Judy Luo
Centro para la Observación Migratoria y el Desarrollo Social en el Caribe (OBMICA)
Santo Domingo, Dominican Republic
I am soon to return to New York, marking the end of my time with OBMICA in Santo Domingo. With interviews to film with deportees’ families in New York, hours of footage to edit, and articles to pitch and write, I’m just at the beginning of the work I started over the summer. In addition to learning deeply about life after deportation this summer, I spent an equal amount of time pondering the question: who should be doing this work?
As soon as I landed in Santo Domingo, I knew I was going to have a tough summer ahead. Being a solo Asian woman made my work difficult in many ways. My being in public attracted attention and harassment, and filming in public was even more difficult.
When applying for this fellowship, I was wary of selecting my research topic since I am not directly connected to the community of deported Dominicans. I did not want to reproduce the top-down detached dynamic prevalent among Nonprofit Industrial Complex actors and organizations. I made a commitment to apply the spirit of what I have learned from my grassroots abolition work in New York to my work in Santo Domingo.
I tried my best to engage some of the principles of participatory action research. I had some meaningful conversations with folks I interviewed, where they seemed to emerge more aware of their potential and power to advocate for themselves. I practiced mutual aid in different ways. I made friendships beyond the researcher-subject relationship.

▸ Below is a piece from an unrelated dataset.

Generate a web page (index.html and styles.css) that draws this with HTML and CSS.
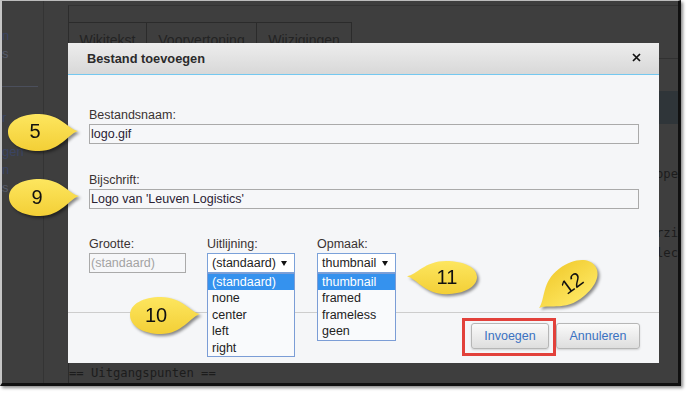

Despite all of this, however, factors such as limited time and my identity inevitably contributed towards reproducing the often exploitative relationship human rights actors have with directly impacted communities. At one point in the summer, I was extremely disillusioned with this reality, to the point where I felt the work that I was doing was meaningless. However, in those rare moments where I felt that the people I was working with recognized their own power—even if for a fleeting moment—I saw that something powerful could emerge in the horizontal alliance of advocates and the people they advocate for, a potential for that very delineation to be blurred.
I look forward to bringing forth the stories of Dominican deportees through my documentary, but I am most excited about the relationships I have built that will facilitate my ally work for the building of their own movement in the future.